Fueling Nepal’s economic crisis | Nepali Times

In the last nine months, Nepal spent Rs218 billion importing petroleum products, which is 82% higher compared to the same period last year. This is nearly 20% of the country’s total imports, and is worth nearly double the income from all exports. 

 

Switching to electric public transport and battery vehicles to reduce the petroleum import bill by just 10% would save the county at least Rs21 billion a year.

 

However, from July-December 2021, Bagmati Province alone saw the registration of 81,227 new vehicles, 75,573 of which were motorcycles and scooters.

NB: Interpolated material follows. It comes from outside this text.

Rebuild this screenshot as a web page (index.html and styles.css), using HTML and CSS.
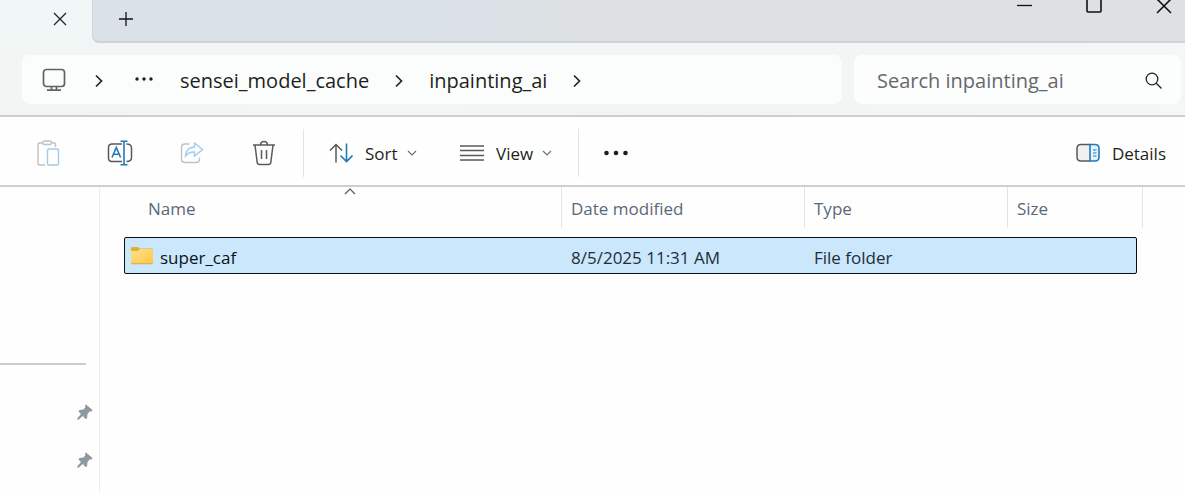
FILE: index.html
```html
<!DOCTYPE html>
<html lang="en">
<head>
<meta charset="utf-8">
<meta name="viewport" content="width=device-width, initial-scale=1">
<title>inpainting_ai</title>
<link rel="stylesheet" href="styles.css">
</head>
<body>
<header class="titlebar">
  <div class="tab">
    <button class="icon-btn" type="button" aria-label="Close tab"><svg width="14" height="14" viewBox="0 0 14 14"><path d="M1 1l12 12M13 1L1 13"/></svg></button>
  </div>
  <div class="strip">
    <button class="icon-btn" type="button" aria-label="New tab"><svg width="16" height="16" viewBox="0 0 16 16"><path d="M8 1v14M1 8h14"/></svg></button>
    <div class="window-controls">
      <button class="icon-btn" type="button" aria-label="Minimize"><svg width="16" height="16" viewBox="0 0 16 16"><path d="M1 7.500h15"/></svg></button>
      <button class="icon-btn" type="button" aria-label="Maximize"><svg class="bold" width="16" height="16" viewBox="0 0 16 16"><rect x="1" y="0" width="14" height="14" rx="1"/></svg></button>
      <button class="icon-btn" type="button" aria-label="Close"><svg class="bold" width="16" height="16" viewBox="0 0 16 16"><path d="M1 1l14 14M15 1L1 15"/></svg></button>
    </div>
  </div>
</header>

<div class="navbar">
  <nav class="address" aria-label="Address">
    <button class="icon-btn pc" type="button" aria-label="This PC"><svg width="24" height="24" viewBox="0 0 24 24"><rect x="1.500" y="1.500" width="21" height="17" rx="3"/><path d="M9.500 19v3M14.500 19v3M5 22.200h14"/></svg></button>
    <svg class="crumb-arrow first" width="8" height="14" viewBox="0 0 8 14"><path d="M1 1.500l5.500 5.500L1 12.500"/></svg>
    <button class="icon-btn dots" type="button" aria-label="More locations"><svg width="18" height="4" viewBox="0 0 18 4"><circle cx="2" cy="2" r="1.700"/><circle cx="9" cy="2" r="1.700"/><circle cx="16" cy="2" r="1.700"/></svg></button>
    <a class="crumb" href="#sensei">sensei_model_cache</a>
    <svg class="crumb-arrow" width="8" height="14" viewBox="0 0 8 14"><path d="M1 1.500l5.500 5.500L1 12.500"/></svg>
    <a class="crumb" href="#inpainting">inpainting_ai</a>
    <svg class="crumb-arrow" width="8" height="14" viewBox="0 0 8 14"><path d="M1 1.500l5.500 5.500L1 12.500"/></svg>
  </nav>
  <form class="search">
    <input type="search" aria-label="Search inpainting_ai" placeholder="Search inpainting_ai">
    <button class="icon-btn" type="button" aria-label="Search"><svg width="18" height="18" viewBox="0 0 18 18"><circle cx="7" cy="7" r="5.800"/><path d="M11.300 11.300l5.200 5.200"/></svg></button>
  </form>
</div>

<div class="toolbar" role="toolbar" aria-label="Commands">
  <button class="tool" type="button" aria-label="Paste" disabled>
    <svg width="24" height="26" viewBox="0 0 24 26"><path class="faint" d="M6.500 3H3.500Q2 3 2 4.500v19Q2 25 3.500 25H9M16 3h2q1.500 0 1.500 1.500V7"/><rect class="faint" x="6.500" y="1" width="9" height="3.500" rx="1.700"/><rect class="faint-blue" x="11.500" y="9" width="11" height="16" rx="1.500"/></svg>
  </button>
  <button class="tool" type="button" aria-label="Rename">
    <svg width="26" height="26" viewBox="0 0 26 26"><path class="grey" d="M15 4H5Q1.500 4 1.500 7.500v10.500Q1.500 21.500 5 21.500h10M19.500 4Q24.500 4 24.500 8v9.500Q24.500 21.500 19.500 21.500"/><path class="blue" d="M5 17.500L9.300 7.500l4.300 10M6.500 14.300h5.600M17 1.500v23M13.500 1.200h7M13.500 24.800h7"/></svg>
  </button>
  <button class="tool" type="button" aria-label="Share" disabled>
    <svg width="24" height="24" viewBox="0 0 24 24"><path class="faint" d="M9.500 3H5Q1.500 3 1.500 6.500V18Q1.500 21.500 5 21.500h11q3.500 0 3.500-3.500v-1.500"/><path class="faint-blue" d="M14.500 2l8 6.500-8 6.500v-4Q9 10.500 5.500 15 6 6.500 14.500 6z"/></svg>
  </button>
  <button class="tool" type="button" aria-label="Delete">
    <svg width="24" height="26" viewBox="0 0 24 26"><path class="grey" d="M1 5h22M8.500 4.500Q9 1.500 12 1.500t3.500 3M3 5l2.200 17.500Q5.500 24.500 7.500 24.500h9Q18.500 24.500 18.800 22.500L21 5M9.500 10v9M14.500 10v9"/></svg>
  </button>
  <span class="divider"></span>
  <button class="menu sort" type="button" aria-haspopup="menu">
    <svg width="24" height="20" viewBox="0 0 24 20"><path class="grey" d="M7 19.500V1.500M1 7.500l6-6 6 6"/><path class="blue" d="M17.500 .5v18M11.500 12.500l6 6 6-6"/></svg>
    <span>Sort</span>
    <svg class="caret" width="10" height="6" viewBox="0 0 10 6"><path d="M1 1l4 4 4-4"/></svg>
  </button>
  <button class="menu view" type="button" aria-haspopup="menu">
    <svg width="24" height="16" viewBox="0 0 24 16"><path class="grey" d="M0 1h24M0 5.500h24M0 10.500h24M0 15h24"/></svg>
    <span>View</span>
    <svg class="caret" width="10" height="6" viewBox="0 0 10 6"><path d="M1 1l4 4 4-4"/></svg>
  </button>
  <span class="divider"></span>
  <button class="icon-btn more" type="button" aria-label="See more"><svg width="24" height="6" viewBox="0 0 24 6"><circle cx="2.500" cy="3" r="2.300"/><circle cx="12" cy="3" r="2.300"/><circle cx="21.500" cy="3" r="2.300"/></svg></button>
  <button class="menu details" type="button">
    <svg width="24" height="20" viewBox="0 0 24 20"><path class="grey pane" d="M14 1.500H5Q1 1.500 1 5.500v8.500Q1 18 5 18h9"/><path class="blue tint" d="M14 1.500h5q4 0 4 4v8.500Q23 18 19 18h-5z"/><path class="blue thin" d="M17 7h3.500M17 10h3.500M17 13h3.500"/></svg>
    <span>Details</span>
  </button>
</div>

<div class="body">
  <aside class="sidebar">
    <hr>
    <svg class="pin" width="16" height="16" viewBox="0 0 16 16"><path d="M9 0.500L15.500 6l-1 1.500h-2L10.500 10l-.5 4.500-1.500 .5L5.800 12 1.500 15.800 0 15.500 .5 14 4 10 1.500 7.500 2.500 6 6.500 5.500 8.200 3.500V1z"/></svg>
    <svg class="pin" width="16" height="16" viewBox="0 0 16 16"><path d="M9 0.500L15.500 6l-1 1.500h-2L10.500 10l-.5 4.500-1.500 .5L5.800 12 1.500 15.800 0 15.500 .5 14 4 10 1.500 7.500 2.500 6 6.500 5.500 8.200 3.500V1z"/></svg>
  </aside>
  <main class="files">
    <table class="list">
      <thead>
        <tr>
          <th class="name" scope="col" aria-sort="ascending">Name<svg class="sorted" width="14" height="7" viewBox="0 0 14 7"><path d="M2 6l5-5 5 5"/></svg></th>
          <th scope="col">Date modified</th>
          <th scope="col">Type</th>
          <th scope="col">Size</th>
        </tr>
      </thead>
      <tbody>
        <tr class="selected">
          <td class="name"><svg class="folder" width="24" height="18" viewBox="0 0 24 18"><defs><linearGradient id="folder" x1="0" y1="0" x2="1" y2="1"><stop offset="0" stop-color="#ffe093"/><stop offset="1" stop-color="#fbc83f"/></linearGradient></defs><path fill="#e0b02f" d="M1 1Q1 0 2 0h5.500L9.500 1.500H22q1 0 1 1V10H1z"/><path fill="url(#folder)" d="M1 4h7l2-2h12q1 0 1 1v13.500q0 .5-.5 .5h-21Q1 17 1 16.500z"/><path fill="#e3b04a" d="M1 16h22q0 1.300-1 1.300H2q-1 0-1-1.300z"/></svg>super_caf</td>
          <td>8/5/2025 11:31 AM</td>
          <td>File folder</td>
          <td></td>
        </tr>
      </tbody>
    </table>
  </main>
</div>
</body>
</html>
```
FILE: styles.css
```css
* { box-sizing: border-box; }

body {
  display: flex;
  flex-direction: column;
  min-height: 100vh;
  margin: 0;
  overflow: hidden;
  background: #fefefe;
  color: #1d1f20;
  font-family: "Open Sans", "Noto Sans", sans-serif;
  font-size: 17px;
}

button {
  display: flex;
  align-items: center;
  justify-content: center;
  margin: 0;
  padding: 0;
  border: 0;
  background: none;
  color: inherit;
  font: inherit;
}

svg {
  flex: none;
  display: block;
  fill: none;
  stroke: #222526;
  stroke-width: 1.3;
}

.titlebar {
  display: flex;
  height: 43px;
  background: #f1f6f6;
}

.tab {
  display: flex;
  width: 92px;
  padding: 7px 20px 12px;
  justify-content: flex-end;
}

.tab .icon-btn { width: 24px; }

.strip {
  display: flex;
  flex: 1;
  align-items: flex-start;
  justify-content: space-between;
  border-bottom: 2px solid #cdd3d6;
  border-left: 1px solid #cdd5da;
  border-bottom-left-radius: 7px;
  background: linear-gradient(90deg, #dae1e8 0, #dae1e8 30%, #dde1e3 45%, #dde1e1 100%);
}

.strip > .icon-btn { width: 24px; height: 24px; margin: 7px 21px; }
.strip svg { stroke: #111; }

.window-controls { display: flex; gap: 54px; margin-right: 13px; margin-top: -3px; }
.window-controls .icon-btn { width: 16px; height: 17px; }
.window-controls .bold { stroke-width: 1.6; }

.navbar {
  display: grid;
  grid-template-columns: minmax(0, 820fr) minmax(0, 327fr);
  gap: 12px;
  height: 74px;
  padding: 12px 4px 11px 22px;
  border-bottom: 2px solid #cbcfd0;
  background: linear-gradient(90deg, #f1f6f5, #f2f5f5 60%, #f5f6f6);
}

.address {
  display: flex;
  align-items: center;
  padding: 2px 0 0 20px;
  border-radius: 8px;
  background: #fbfdfd;
}

.pc svg { stroke: #606365; stroke-width: 1.7; }
.pc { padding-bottom: 2px; }
.crumb-arrow { margin: 0 26px; stroke-width: 1.7; }
.crumb-arrow.first { margin: 0 32px 0 29px; }
.dots { margin-right: 27px; padding-bottom: 4px; }
.dots svg, .more svg { fill: #1b1d1e; stroke: none; }
.crumb { color: inherit; font-size: 20px; text-decoration: none; }

.search {
  display: flex;
  align-items: center;
  padding: 2px 18px 0 23px;
  border-radius: 8px;
  background: #fcfdfd;
}

.search input {
  flex: 1;
  min-width: 0;
  padding: 0;
  border: 0;
  outline: 0;
  background: none;
  color: #1d1f20;
  font: inherit;
  font-size: 20px;
}

.search input::placeholder { color: #66696b; opacity: 1; }

.toolbar {
  display: flex;
  align-items: center;
  height: 70px;
  padding: 4px 19px 0 12px;
  border-bottom: 2px solid #cdd0d1;
}

.toolbar .tool { width: 72px; height: 48px; }
.toolbar .grey { stroke: #57595b; stroke-width: 1.5; }
.toolbar .blue { stroke: #2179b8; stroke-width: 1.6; }
.toolbar .faint { stroke: #bfc1c3; stroke-width: 1.4; }
.toolbar .faint-blue { stroke: #9fcbee; stroke-width: 1.4; }
.toolbar .pane { fill: #f1f1f1; }
.toolbar .tint { fill: #e4f4fd; }
.toolbar .thin { stroke-width: 1.2; }

.divider { width: 1px; height: 48px; margin: 0 0 0 3px; background: #e2e3e4; }

.menu { justify-content: flex-start; gap: 12px; }
.menu span { min-width: 32px; text-align: left; }
.menu .caret { margin-left: -3px; stroke: #6c7072; stroke-width: 1.2; }
.sort { width: 131px; margin-left: 25px; }
.view { width: 115px; }
.more { margin-left: 25px; }
.details { margin-left: auto; }

.body { display: flex; flex: 1; }

.sidebar {
  display: flex;
  flex-direction: column;
  align-items: flex-end;
  width: 100px;
  padding-right: 6px;
  border-right: 1px solid #ededee;
}

.sidebar hr {
  width: 86px;
  height: 2px;
  margin: 176px 7px 39px 0;
  border: 0;
  background: #cbcdce;
}

.pin { margin-bottom: 32px; fill: #8e999f; stroke: none; }

.files { flex: 1; padding: 0 42px 0 24px; }

.list, .list thead, .list tbody { display: block; }

.list tr { display: grid; grid-template-columns: minmax(0, 1fr) 243px 203px 135px; }

.list th, .list td { padding: 0 9px; text-align: left; white-space: nowrap; }

.list th {
  height: 41px;
  border-right: 1px solid #e2e4e6;
  color: #5a6878;
  font-weight: 400;
  line-height: 44px;
}

.list th.name { position: relative; padding-left: 24px; }

.sorted { position: absolute; top: 1px; left: 50%; stroke: #55595c; stroke-width: 1.2; }

.list .selected {
  grid-template-columns: minmax(0, 1fr) 243px 203px 130px;
  margin: 9px 6px 0 0;
  border: 1px solid #0b0f12;
  border-radius: 2px;
  background: #cae7fc;
}

.list td { height: 35px; padding-left: 11px; color: #1f2d38; line-height: 40px; }

.list td.name { display: flex; align-items: flex-start; gap: 6px; padding-left: 5px; color: #0c1216; }

.folder { margin-top: 9px; stroke: none; }
```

If they had been electric two-wheelers, fuel costs would have been reduced. 

 

“At this rate, we are fast approaching the fate of Sri Lanka and the only way ahead is maximising the use of domestically generated electricity primarily in the transport sector,” says Bhushan Tuladhar, board member of Sajha Yatayat which is starting electric buses in Kathmandu starting this week.

 

“We have policies in place, but crucial details are missing such as how to incentivise electric buses, dedicated charging stations and coordinated management of public transport,” Tuladhar adds.

 

Electric mass transit has long been identified as a cost-effective solution, and the government needs to facilitate loans for electric buses which are about five times more expensive than diesel ones, or subsidise them so that the private sector can invest in them.

 

Industry experts are reworking Nepal’s Nationally Determined Contribution target submitted to the UNFCCC (Framework Convention on Climate Change) in 2021 with a particular focus on electric public transport.